I don't drink, but why do we have this archaic system of alcohol distribution? Instead of building a new warehouse, just change this to a normal distribution state like most others. Good grief.
@3:29pm as of today our MS Nat’l Guard will receive free healthcare!
So all the right people can get paid?
Paid to write the bill.
Paid to lobby to pass the bi9ll.
Paid to lobby to keep things going.
Fat Cats with friends get a cushy job at ABC, get paid.
Peoplem paid to monitir the privatized work.
People get paid to design and build a new warehouse.
Ruan get paid more.
Errrybody getting paid but the customers and low paid employees that actually do the work!
This is why things work like they do in the 'SIP.
@3:39 - there has been some Pappy in the state; a case or two a year has always made it into Madison County. Appears that those few bottles all seemed to get delivered to certain addresses - at least in past years - that might just happen to have influence over the system. Maybe look at the travel vouchers of folks who, due to their positions, "HAD" to attend those meetings of alcohol agency controllers - might give you an idea of where you might could snatch a swallow at least.

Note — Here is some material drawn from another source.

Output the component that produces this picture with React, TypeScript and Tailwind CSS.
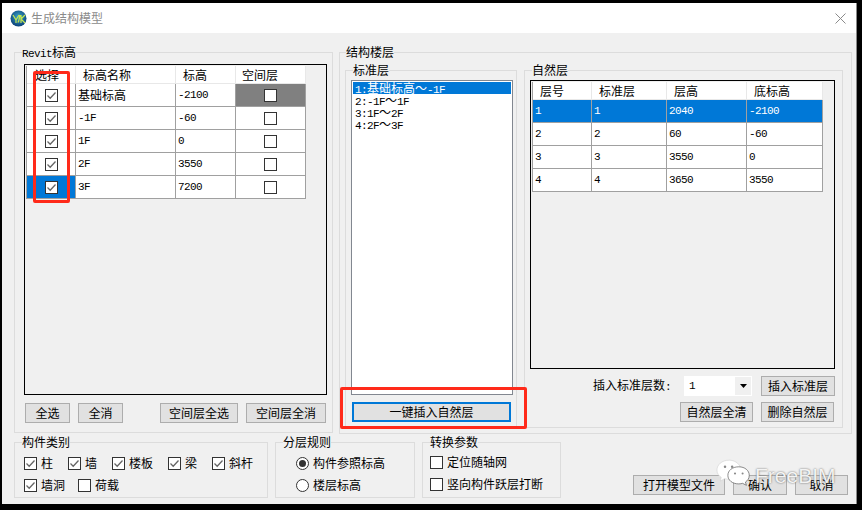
import React from "react";

const Mono = ({ children }: { children: React.ReactNode }) => (
  <span className="font-['Liberation_Mono',monospace] text-[11px] tracking-[-0.6px]">{children}</span>
);

const Check = ({ on = false }: { on?: boolean }) => (
  <span className="w-[13px] h-[13px] shrink-0 border border-[#333333] bg-white flex items-center justify-center">
    {on && (
      <svg width="11" height="11" viewBox="0 0 11 11" fill="none">
        <path d="M1.5 5.5 L4.2 8.2 L9.5 2.5" stroke="#666666" strokeWidth="1.3" />
      </svg>
    )}
  </span>
);

const Radio = ({ on = false }: { on?: boolean }) => (
  <span className="w-[13px] h-[13px] shrink-0 rounded-full border border-[#333333] bg-white flex items-center justify-center">
    {on && <span className="w-[7px] h-[7px] rounded-full bg-[#333333]" />}
  </span>
);

const Btn = ({ w, children, blue = false }: { w: string; children: React.ReactNode; blue?: boolean }) => (
  <div
    className={`${w} h-[20px] shrink-0 bg-[#e1e1e1] flex items-center justify-center leading-none ${
      blue ? "border-2 border-[#0078d7]" : "border border-[#adadad]"
    }`}
  >
    {children}
  </div>
);

const Legend = ({ x, children }: { x: string; children: React.ReactNode }) => (
  <div className={`absolute -top-[8px] ${x} bg-[#f0f0f0] leading-[14px] h-[14px] whitespace-nowrap`}>{children}</div>
);

const leftRows = [
  ["基础标高", "-2100"],
  ["-1F", "-60"],
  ["1F", "0"],
  ["2F", "3550"],
  ["3F", "7200"],
];

const rightRows = [
  ["1", "1", "2040", "-2100"],
  ["2", "2", "60", "-60"],
  ["3", "3", "3550", "0"],
  ["4", "4", "3650", "3550"],
];

const Txt = ({ s }: { s: string }) => (/[\u4e00-\u9fff]/.test(s) ? <span>{s}</span> : <Mono>{s}</Mono>);

const LeftTable = () => (
  <div className="w-[280px] border-l border-[#a0a0a0] bg-white grid grid-cols-[49px_100px_60px_70px]">
    <div className="h-[18px] pl-[8px] leading-[18px] border-r border-b border-[#e8e8e8]">选择</div>
    <div className="h-[18px] pl-[7px] leading-[18px] border-r border-b border-[#e8e8e8]">标高名称</div>
    <div className="h-[18px] pl-[7px] leading-[18px] border-r border-b border-[#e8e8e8]">标高</div>
    <div className="h-[18px] pl-[6px] leading-[18px] border-r border-b border-[#e8e8e8]">空间层</div>
    {leftRows.map((r, i) => (
      <React.Fragment key={i}>
        <div
          className={`h-[23px] border-r border-b border-[#a0a0a0] flex items-center justify-center ${
            i === 4 ? "bg-[#0078d7]" : ""
          }`}
        >
          <Check on />
        </div>
        <div className="h-[23px] pl-[2px] border-r border-b border-[#a0a0a0] flex items-center">
          <Txt s={r[0]} />
        </div>
        <div className="h-[23px] pl-[2px] border-r border-b border-[#a0a0a0] flex items-center">
          <Txt s={r[1]} />
        </div>
        <div
          className={`h-[23px] border-r border-b border-[#a0a0a0] flex items-center justify-center ${
            i === 0 ? "bg-[#808080]" : ""
          }`}
        >
          <Check />
        </div>
      </React.Fragment>
    ))}
  </div>
);

const RightTable = () => (
  <div className="w-[291px] border-l border-[#a0a0a0] bg-white grid grid-cols-[59px_75px_80px_76px]">
    {["层号", "标准层", "层高", "底标高"].map((h) => (
      <div key={h} className="h-[18px] pl-[7px] leading-[18px] border-r border-b border-[#e8e8e8]">
        {h}
      </div>
    ))}
    {rightRows.map((r, i) =>
      r.map((c, j) => (
        <div
          key={`${i}-${j}`}
          className={`h-[23px] pl-[2px] border-r border-b border-[#a0a0a0] flex items-center ${
            i === 0 ? "bg-[#0078d7] text-white" : ""
          }`}
        >
          <Mono>{c}</Mono>
        </div>
      ))
    )}
  </div>
);

const Label = ({ children, className = "" }: { children: React.ReactNode; className?: string }) => (
  <span className={`leading-[14px] whitespace-nowrap -translate-y-px ${className}`}>{children}</span>
);

export default function App() {
  return (
    <div className="relative w-[862px] h-[510px] bg-black pt-[3px] pl-[2px] pr-[5px] pb-[6px] text-[12px] text-black font-['Noto_Sans_CJK_SC','Liberation_Sans',sans-serif] overflow-hidden">
      <div className="h-full flex flex-col bg-[#f0f0f0] border-r border-[#8a8a8a]">
        {/* title bar */}
        <div className="h-[30px] shrink-0 bg-white flex items-center pl-[8px] pr-[10px]">
          <svg width="17" height="17" viewBox="0 0 17 17">
            <defs>
              <radialGradient id="yjk" cx="50%" cy="40%" r="60%">
                <stop offset="0%" stopColor="#3aa6c9" />
                <stop offset="100%" stopColor="#0b3f78" />
              </radialGradient>
            </defs>
            <circle cx="8.5" cy="8.5" r="8" fill="url(#yjk)" />
            <path d="M3 5 L6 10 L6 13 M9 5 L6 10 M10 5 L8.5 12 L7.5 12 M11 5 L11 13 M15 5 L11 9 L15 13" stroke="#c6e84f" strokeWidth="1.2" fill="none" />
          </svg>
          <span className="ml-[4px] text-[#8b8b8b] leading-none">生成结构模型</span>
          <svg className="ml-auto" width="11" height="11" viewBox="0 0 11 11">
            <path d="M0.5 0.5 L10.5 10.5 M10.5 0.5 L0.5 10.5" stroke="#8a8a8a" strokeWidth="1" />
          </svg>
        </div>

        {/* upper groups */}
        <div className="flex mt-[19px] ml-[12px]">
          <div className="relative w-[319px] h-[381px] border border-[#dcdcdc] pl-[9px] pt-[11px]">
            <Legend x="left-[7px]">
              <span className="font-['Liberation_Mono',monospace] text-[11px] tracking-[-0.6px]">Revit</span>标高
            </Legend>
            <div className="w-[303px] h-[331px] border border-black p-px">
              <LeftTable />
            </div>
            <div className="flex mt-[8px] ml-px">
              <Btn w="w-[45px]">全选</Btn>
              <Btn w="w-[45px] ml-[8px]">全消</Btn>
              <Btn w="w-[78px] ml-[37px]">空间层全选</Btn>
              <Btn w="w-[80px] ml-[8px]">空间层全消</Btn>
            </div>
          </div>

          <div className="relative ml-[6px] w-[513px] h-[382px] border border-[#dcdcdc] pl-[5px] pt-[17px] flex items-start gap-[7px]">
            <Legend x="left-[6px]">结构楼层</Legend>

            <div className="relative w-[172px] h-[358px] border border-[#dcdcdc] pl-[5px] pt-[9px]">
              <Legend x="left-[7px]">标准层</Legend>
              <div className="w-[162px] h-[315px] border border-[#828790] bg-white p-px">
                <div className="h-[12px] bg-[#0078d7] text-white leading-[12px] pl-[2px] whitespace-nowrap">
                  <Mono>1:</Mono>基础标高～<Mono>-1F</Mono>
                </div>
                <div className="h-[12px] leading-[12px] pl-[2px] whitespace-nowrap">
                  <Mono>2:-1F</Mono>～<Mono>1F</Mono>
                </div>
                <div className="h-[12px] leading-[12px] pl-[2px] whitespace-nowrap">
                  <Mono>3:1F</Mono>～<Mono>2F</Mono>
                </div>
                <div className="h-[12px] leading-[12px] pl-[2px] whitespace-nowrap">
                  <Mono>4:2F</Mono>～<Mono>3F</Mono>
                </div>
              </div>
              <div className="mt-[7px] ml-px">
                <Btn w="w-[159px]" blue>
                  一键插入自然层
                </Btn>
              </div>
            </div>

            <div className="relative w-[319px] h-[358px] border border-[#dcdcdc] pl-[5px] pt-[9px]">
              <Legend x="left-[7px]">自然层</Legend>
              <div className="w-[305px] h-[289px] border border-black p-px">
                <RightTable />
              </div>
              <div className="w-[305px] mt-[7px] flex items-center justify-end">
                <span className="mr-[13px] whitespace-nowrap">
                  插入标准层数<Mono>:</Mono>
                </span>
                <div className="w-[68px] h-[20px] mr-[9px] bg-white border border-white flex items-center pl-[4px]">
                  <Mono>1</Mono>
                  <div className="ml-auto w-[16px] h-full bg-[#f0f0f0] flex items-center justify-center">
                    <svg width="7" height="4" viewBox="0 0 7 4">
                      <path d="M0 0 H7 L3.5 4 Z" fill="#000000" />
                    </svg>
                  </div>
                </div>
                <Btn w="w-[74px]">插入标准层</Btn>
              </div>
              <div className="w-[305px] mt-[6px] flex justify-end gap-[8px] pr-px">
                <Btn w="w-[73px]">自然层全清</Btn>
                <Btn w="w-[73px]">删除自然层</Btn>
              </div>
            </div>
          </div>
        </div>

        {/* lower groups */}
        <div className="flex mt-[8px] ml-[12px] items-start">
          <div className="relative w-[254px] h-[56px] border border-[#dcdcdc]">
            <Legend x="left-[7px]">构件类别</Legend>
            <div className="flex items-center mt-[14px] ml-[9px] h-[13px]">
              <Check on />
              <Label className="ml-[4px]">柱</Label>
              <span className="w-[15px]" />
              <Check on />
              <Label className="ml-[4px]">墙</Label>
              <span className="w-[15px]" />
              <Check on />
              <Label className="ml-[4px]">楼板</Label>
              <span className="w-[15px]" />
              <Check on />
              <Label className="ml-[4px]">梁</Label>
              <span className="w-[15px]" />
              <Check on />
              <Label className="ml-[4px]">斜杆</Label>
            </div>
            <div className="flex items-center mt-[9px] ml-[9px] h-[13px]">
              <Check on />
              <Label className="ml-[4px]">墙洞</Label>
              <span className="w-[13px]" />
              <Check />
              <Label className="ml-[4px]">荷载</Label>
            </div>
          </div>

          <div className="relative ml-[7px] w-[140px] h-[56px] border border-[#dcdcdc] pl-[20px]">
            <Legend x="left-[7px]">分层规则</Legend>
            <div className="flex items-center mt-[14px] h-[13px]">
              <Radio on />
              <Label className="ml-[4px]">构件参照标高</Label>
            </div>
            <div className="flex items-center mt-[9px] h-[13px]">
              <Radio />
              <Label className="ml-[4px]">楼层标高</Label>
            </div>
          </div>

          <div className="relative ml-[7px] w-[139px] h-[56px] border border-[#dcdcdc] pl-[7px]">
            <Legend x="left-[7px]">转换参数</Legend>
            <div className="flex items-center mt-[13px] h-[13px]">
              <Check />
              <Label className="ml-[4px]">定位随轴网</Label>
            </div>
            <div className="flex items-center mt-[9px] h-[13px]">
              <Check />
              <Label className="ml-[4px]">竖向构件跃层打断</Label>
            </div>
          </div>

          <div className="flex mt-[33px] ml-[72px] gap-[8px]">
            <Btn w="w-[92px]">打开模型文件</Btn>
            <Btn w="w-[54px]">确认</Btn>
            <Btn w="w-[53px]">取消</Btn>
          </div>
        </div>
      </div>

      {/* red annotations */}
      <div className="absolute left-[33px] top-[71px] w-[37px] h-[132px] border-[3px] border-[#ff2a1a] rounded-[2px]" />
      <div className="absolute left-[340px] top-[387px] w-[187px] h-[42px] border-[3px] border-[#ff2a1a] rounded-[2px]" />

      {/* watermark */}
      <div className="absolute left-[716px] top-[459px] flex items-center">
        <svg width="38" height="27" viewBox="0 0 40 28">
          <path d="M14 1 C6 1 1 6 1 11.5 C1 15 3 17.5 5.5 19 L4.5 23 L9 20.5 C11 21 13 21 15 21 L26 9 C24 4 19 1 14 1 Z" fill="#ffffff" stroke="#cfcfcf" strokeWidth="0.6" />
          <path d="M24 8 C17 8 12.5 12 12.5 17 C12.5 22 17 26 24 26 C25.5 26 27 25.7 28 25.4 L32 27.5 L31 24 C33.5 22.5 35 20 35 17 C35 12 30.5 8 24 8 Z" fill="#ffffff" stroke="#555555" strokeWidth="0.7" />
          <circle cx="9.5" cy="8" r="1.3" fill="#888888" />
          <circle cx="17" cy="8" r="1.3" fill="#888888" />
          <circle cx="20" cy="15" r="1.1" fill="#888888" />
          <circle cx="28" cy="15" r="1.1" fill="#888888" />
        </svg>
        <span className="ml-[1px] mt-[6px] text-[21px] leading-none text-white/90 font-['Liberation_Sans',sans-serif] [text-shadow:0_0_2px_#555555]">
          FreeBIM
        </span>
      </div>
    </div>
  );
}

Does anyone know why the Senate conference committee members voted it down ? The initial bill, which I understand may have applied only to package stores, was written and overwhelmingly approved by the Senate. As I understand it, all the House did was amend it to include and allow restaurants and casinos to do the same, which seems fair.
The only potential problem I see is , as stated above, the new statute would have allowed any "legally authorized purchaser" to buy direct too. I don't know whether the bill defined who constitutes a "legally authorized purchaser", but if it didn't, then arguably any person in the state over the age of 21 could be considered a "legally authorized purchaser". And once you give the people the right to do something, it's extremely hard to take it away later, which means the ABC would never be needed or used again in the future. I'm not sure that's what the Senate initially meant to do.
Because Hosemann is a status quo big government Democrat. Sending conferees was a ruse from the outset. Good ol' Delbert.
Screw 'em. I'll continue buying out of state. Backward Republicans are hurting our state.
Of course it died. And they reversed all the 2025 PERS reforms. Lobbyists rule this state.
Any Walmart in Louisiana has cheaper wine and liquor prices than any package store in Mississippi. And they have no shortage of product on the shelves. So, what does that say about our legislature?
So, we managed to screw liquor store owners, drinkers and retirees all in one session? Cheers to the 2026 session!
That's pretty much what has happened. Like the Jackson city management the legislature is one big incestuous circle jerk.